Code that builds pages
────────────────────────────────────────
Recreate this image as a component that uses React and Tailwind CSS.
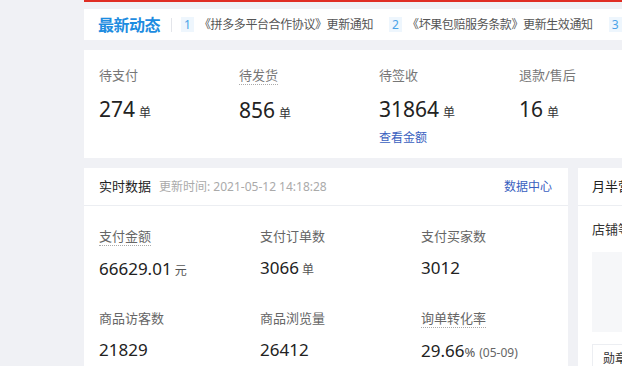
const font = { fontFamily: '"Noto Sans", "Noto Sans CJK SC", sans-serif' }

const news = [
  { no: 1, text: '《拼多多平台合作协议》更新通知' },
  { no: 2, text: '《坏果包赔服务条款》更新生效通知' },
  { no: 3, text: '《商家服务规则》更新通知' },
]

const orders = [
  { label: '待支付', value: '274' },
  { label: '待发货', value: '856', dotted: true },
  { label: '待签收', value: '31864', link: '查看金额' },
  { label: '退款/售后', value: '16' },
]

const stats = [
  { label: '支付金额', value: '66629.01', unit: '元', dotted: true },
  { label: '支付订单数', value: '3066', unit: '单' },
  { label: '支付买家数', value: '3012' },
  { label: '商品访客数', value: '21829' },
  { label: '商品浏览量', value: '26412' },
  { label: '询单转化率', value: '29.66', pct: true, extra: '(05-09)', dotted: true },
]

export default function App() {
  return (
    <div
      className="w-[622px] h-[366px] overflow-hidden bg-[#f0f1f5] flex"
      style={font}
    >
      <div className="w-[84px] shrink-0" />
      <div className="w-[700px] shrink-0 flex flex-col">
        <div className="h-[2px] shrink-0 bg-[#e02e24]" />

        {/* news */}
        <div className="mt-[7px] h-[31px] shrink-0 bg-white flex items-center pl-[14px] whitespace-nowrap">
          <span className="text-[16px] font-bold text-[#1d8ce0] tracking-[-0.5px]">最新动态</span>
          <span className="ml-[11px] w-px h-[14px] bg-[#e3e5ea]" />
          <div className="flex items-center ml-[9px]">
            {news.map((n) => (
              <div key={n.no} className="flex items-center mr-[16px]">
                <span className="w-[13px] h-[15px] bg-[#eef6fd] text-[#4aa3e8] text-[12px] flex items-center justify-center leading-none">
                  {n.no}
                </span>
                <span className="ml-[5px] text-[12px] text-[#555] tracking-[-0.4px]">{n.text}</span>
              </div>
            ))}
          </div>
        </div>

        {/* orders */}
        <div className="mt-[10px] h-[108px] shrink-0 bg-white flex pl-[15px] pt-[16px]">
          {orders.map((o) => (
            <div key={o.label} className="w-[140px] shrink-0 flex flex-col items-start">
              <span
                className={
                  'text-[13px] text-[#777] leading-[18px] ' +
                  (o.dotted ? 'border-b border-dotted border-[#aaa]' : '')
                }
              >
                {o.label}
              </span>
              <div className="mt-[15px] flex items-baseline leading-none">
                <span className="text-[21px] text-[#222]">{o.value}</span>
                <span className="ml-[4px] text-[12px] text-[#333]">单</span>
              </div>
              {o.link && (
                <span className="mt-[12px] text-[12px] text-[#3a5fc0] leading-none">{o.link}</span>
              )}
            </div>
          ))}
        </div>

        <div className="mt-[10px] flex gap-[10px] flex-1 shrink-0">
          {/* realtime */}
          <div className="w-[484px] shrink-0 bg-white">
            <div className="h-[38px] border-b border-[#eceef2] flex items-center px-[15px] whitespace-nowrap">
              <span className="text-[13px] text-[#222]">实时数据</span>
              <span className="ml-[8px] text-[12px] text-[#aaa]">更新时间: 2021-05-12 14:18:28</span>
              <span className="ml-auto pr-[1px] text-[12px] text-[#3a5fc0]">数据中心</span>
            </div>
            <div className="grid grid-cols-[161px_161px_161px] pl-[15px] pt-[21px] gap-y-[32px]">
              {stats.map((s) => (
                <div key={s.label} className="flex flex-col items-start">
                  <span
                    className={
                      'text-[13px] text-[#666] leading-[18px] ' +
                      (s.dotted ? 'border-b border-dotted border-[#aaa]' : '')
                    }
                  >
                    {s.label}
                  </span>
                  <div className="mt-[14px] flex items-baseline leading-none whitespace-nowrap">
                    <span className="text-[17px] text-[#222]">{s.value}</span>
                    {s.pct && <span className="text-[13px] text-[#555]">%</span>}
                    {s.unit && <span className="ml-[3px] text-[12px] text-[#555]">{s.unit}</span>}
                    {s.extra && <span className="ml-[4px] text-[12px] text-[#666]">{s.extra}</span>}
                  </div>
                </div>
              ))}
            </div>
          </div>

          {/* side card */}
          <div className="w-[200px] shrink-0 bg-white">
            <div className="h-[38px] border-b border-[#eceef2] flex items-center px-[14px]">
              <span className="text-[13px] text-[#222]">月半营销活动</span>
            </div>
            <div className="px-[14px] pt-[15px]">
              <div className="text-[13px] text-[#333] leading-[16px]">店铺等级</div>
              <div className="mt-[15px] h-[80px] bg-[#f6f7f9]" />
              <div className="mt-[12px] h-[30px] border border-[#eceef2] flex items-center pl-[10px] text-[12px] text-[#333]">
                勋章
              </div>
            </div>
          </div>
        </div>
      </div>
    </div>
  )
}
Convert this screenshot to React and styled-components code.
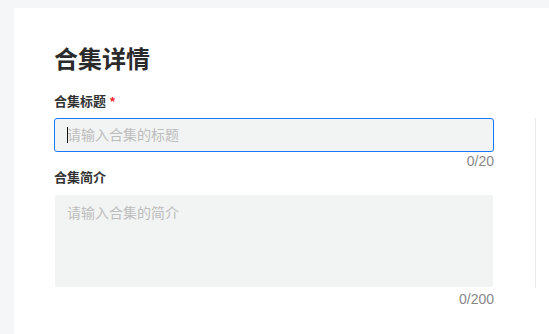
import React from 'react';
import styled, { createGlobalStyle } from 'styled-components';

const GlobalStyle = createGlobalStyle`
  html, body {
    margin: 0;
    padding: 0;
    background: #f5f6f7;
    font-family: "Liberation Sans", "Noto Sans CJK SC", sans-serif;
  }
  * { box-sizing: border-box; }
`;

const Page = styled.div`
  padding: 8px 0 0 14px;
  min-height: 334px;
`;

const Card = styled.div`
  background: #fff;
  min-height: 326px;
  padding: 34px 0 0 40px;
`;

const Title = styled.h2`
  margin: 0 0 14px;
  font-size: 24px;
  line-height: 36px;
  font-weight: 700;
  color: #2b2b2b;
`;

const Body = styled.div`
  display: flex;
  align-items: flex-start;
  gap: 41px;
`;

const Form = styled.div`
  flex: none;
  width: 440px;
  display: flex;
  flex-direction: column;
`;

const Side = styled.div`
  flex: none;
  margin-top: 26px;
  height: 170px;
  width: 1px;
  border-left: 1px solid #e8e8e8;
`;

const Label = styled.label`
  display: block;
  font-size: 13px;
  line-height: 20px;
  font-weight: 700;
  color: #333;
  margin-bottom: 6px;
`;

const Required = styled.span`
  color: #f5222d;
  margin-left: 4px;
`;

const Field = styled.div`
  position: relative;
`;

const Input = styled.input`
  display: block;
  width: 100%;
  height: 34px;
  padding: 0 12px;
  border: 1px solid #1677ff;
  border-radius: 3px;
  background: #f2f3f3;
  font-family: inherit;
  font-size: 14px;
  color: #333;
  outline: none;
  caret-color: transparent;

  &::placeholder {
    color: #bdbdbd;
  }
`;

const Caret = styled.span`
  position: absolute;
  left: 13px;
  top: 9px;
  width: 1px;
  height: 16px;
  background: #111;
`;

const TextArea = styled.textarea`
  display: block;
  width: 100%;
  height: 94px;
  padding: 8px 12px;
  border: 1px solid transparent;
  background-clip: padding-box;
  border-radius: 3px;
  background-color: #f2f3f3;
  font-family: inherit;
  font-size: 14px;
  line-height: 20px;
  color: #333;
  resize: none;
  outline: none;

  &::placeholder {
    color: #bdbdbd;
  }
`;

const Counter = styled.div`
  text-align: right;
  font-size: 14px;
  line-height: 18px;
  color: #888;
  margin-top: ${props => props.top || 0}px;
  margin-bottom: ${props => props.bottom || 0}px;
`;

export default function App() {
  return (
    <>
      <GlobalStyle />
      <Page>
        <Card>
          <Title>合集详情</Title>
          <Body>
            <Form>
              <Label>
                合集标题<Required>*</Required>
              </Label>
              <Field>
                <Input placeholder="请输入合集的标题" />
                <Caret />
              </Field>
              <Counter bottom={-2}>0/20</Counter>
              <Label>合集简介</Label>
              <TextArea placeholder="请输入合集的简介" />
              <Counter top={2}>0/200</Counter>
            </Form>
            <Side />
          </Body>
        </Card>
      </Page>
    </>
  );
}
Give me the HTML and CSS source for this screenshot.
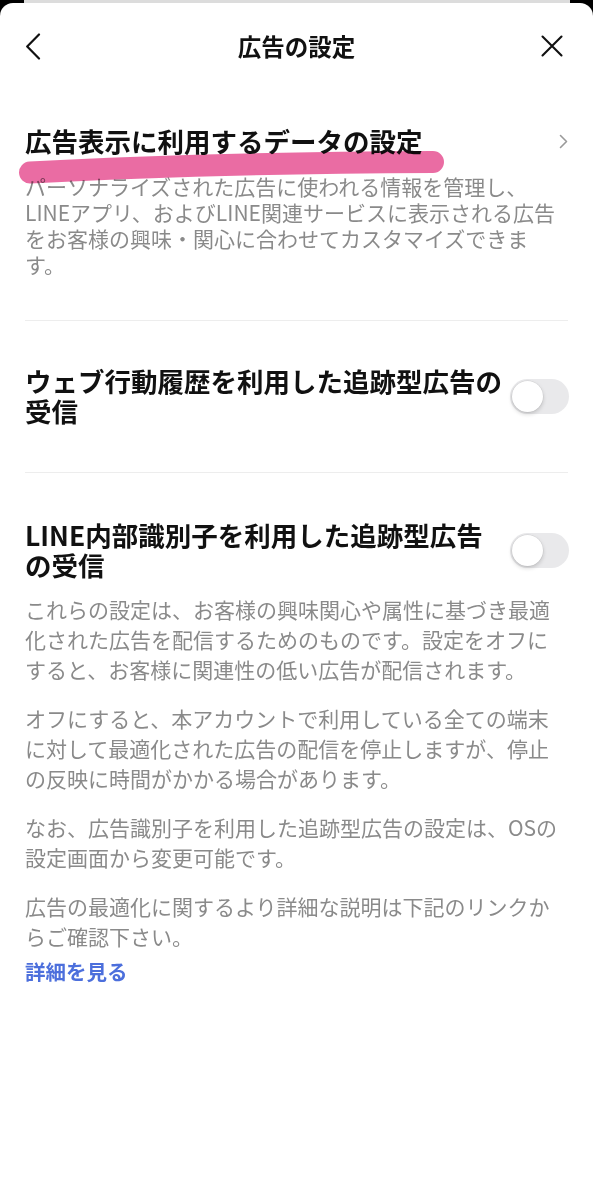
FILE: index.html
```html
<!DOCTYPE html>
<html lang="ja">
<head>
<meta charset="utf-8">
<title>広告の設定</title>
<link rel="stylesheet" href="styles.css">
</head>
<body>
<div class="backdrop">
  <div class="peek"></div>
  <div class="sheet">
    <header class="nav">
      <svg class="nav-back" width="16" height="27" viewBox="0 0 16 27"><polyline points="14,1.5 2.2,13.5 14,25.5" fill="none" stroke="#111" stroke-width="2.2" stroke-linecap="round" stroke-linejoin="round"/></svg>
      <h1 class="nav-title">広告の設定</h1>
      <svg class="nav-close" width="22" height="22" viewBox="0 0 22 22"><path d="M1.5 1.5 L20.5 20.5 M20.5 1.5 L1.5 20.5" fill="none" stroke="#111" stroke-width="2.1" stroke-linecap="round"/></svg>
    </header>

    <section class="block block-first">
      <div class="row">
        <h2 class="heading">広告表示に利用するデータの設定</h2>
        <svg class="chev" width="9" height="15" viewBox="0 0 9 15"><polyline points="1.5,1.5 7.5,7.5 1.5,13.5" fill="none" stroke="#9a9a9a" stroke-width="1.6" stroke-linecap="round" stroke-linejoin="round"/></svg>
      </div>
      <p class="desc">パーソナライズされた広告に使われる情報を管理し、<br>LINEアプリ、およびLINE関連サービスに表示される広告<br>をお客様の興味・関心に合わせてカスタマイズできま<br>す。</p>
      <svg class="marker" width="593" height="120" viewBox="0 0 593 120"><path d="M30 83.5 Q200 74 433 73" fill="none" stroke="#e8619c" stroke-width="22" stroke-linecap="round" opacity="0.93"/></svg>
    </section>

    <div class="divider"></div>

    <section class="block block-toggle">
      <div class="row">
        <h2 class="heading">ウェブ行動履歴を利用した追跡型広告の<br>受信</h2>
        <span class="switch"><span class="knob"></span></span>
      </div>
    </section>

    <div class="divider"></div>

    <section class="block block-last">
      <div class="row">
        <h2 class="heading">LINE内部識別子を利用した追跡型広告<br>の受信</h2>
        <span class="switch"><span class="knob"></span></span>
      </div>
      <div class="notes">
        <p>これらの設定は、お客様の興味関心や属性に基づき最適<br>化された広告を配信するためのものです。設定をオフに<br>すると、お客様に関連性の低い広告が配信されます。</p>
        <p>オフにすると、本アカウントで利用している全ての端末<br>に対して最適化された広告の配信を停止しますが、停止<br>の反映に時間がかかる場合があります。</p>
        <p>なお、広告識別子を利用した追跡型広告の設定は、OSの<br>設定画面から変更可能です。</p>
        <p>広告の最適化に関するより詳細な説明は下記のリンクか<br>らご確認下さい。</p>
        <a class="more" href="#">詳細を見る</a>
      </div>
    </section>
  </div>
</div>
</body>
</html>
```

FILE: styles.css
```css
* { box-sizing: border-box; }

html, body {
  margin: 0;
  padding: 0;
  background: #fff;
}

body {
  font-family: "Noto Sans CJK JP", "Noto Sans", sans-serif;
  color: #111;
}

.backdrop {
  background: #000;
}

.peek {
  height: 3px;
  margin: 0 23px 0 24px;
  background: #dcdcdc;
}

.sheet {
  background: #fff;
  border-radius: 13px 13px 0 0;
  min-height: 1197px;
}

.nav {
  height: 86px;
  display: flex;
  align-items: center;
  justify-content: space-between;
  padding: 0 30px 0 25px;
  position: relative;
}

.nav-back { display: block; }
.nav-close { display: block; }

.nav-title {
  position: absolute;
  left: 0;
  right: 0;
  margin: 0;
  text-align: center;
  font-size: 23.5px;
  font-weight: 700;
  line-height: 30px;
  pointer-events: none;
}

.block {
  position: relative;
  padding: 0 24px 0 25px;
}

.block-first {
  padding-top: 37px;
  padding-bottom: 43px;
}

.block-toggle {
  padding-top: 45px;
  padding-bottom: 46px;
}

.block-last {
  padding-top: 47px;
  padding-bottom: 40px;
}

.row {
  display: flex;
  align-items: center;
  justify-content: space-between;
}

.heading {
  margin: 0;
  font-size: 26.5px;
  font-weight: 700;
  line-height: 30px;
  white-space: nowrap;
  color: #111;
}

.chev {
  display: block;
  margin-right: 1px;
}

.desc {
  margin: 17px 0 0;
  font-size: 21px;
  line-height: 26px;
  color: #8a8a8a;
  white-space: nowrap;
}

.marker {
  position: absolute;
  left: 0;
  top: 0;
  pointer-events: none;
  mix-blend-mode: multiply;
}

.divider {
  height: 1px;
  margin: 0 25px;
  background: #ededed;
}

.switch {
  flex: none;
  position: relative;
  width: 59px;
  height: 35px;
  border-radius: 18px;
  background: #e9e9eb;
}

.knob {
  position: absolute;
  left: 2px;
  top: 2px;
  width: 31px;
  height: 31px;
  border-radius: 50%;
  background: #fff;
  box-shadow: 0 2px 4px rgba(0, 0, 0, 0.18), 0 0 0 0.5px rgba(0, 0, 0, 0.08);
}

.notes {
  margin-top: 14px;
  font-size: 21px;
  line-height: 30px;
  color: #8a8a8a;
  white-space: nowrap;
}

.notes p {
  margin: 0 0 19px;
}

.notes p:last-of-type {
  margin-bottom: 5px;
}

.more {
  display: inline-block;
  font-size: 20.5px;
  font-weight: 700;
  line-height: 30px;
  color: #4c6fdc;
  text-decoration: none;
}
```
────────────────────────────────────────
## WHAT IS REQUIRED
Where a line of the entries contains the word "this", copy that line.

## IN RESPONSE
Recreate this image as a component that uses React and Tailwind CSS.
Convert this screenshot to React and styled-components code.
Give me the HTML and CSS source for this screenshot.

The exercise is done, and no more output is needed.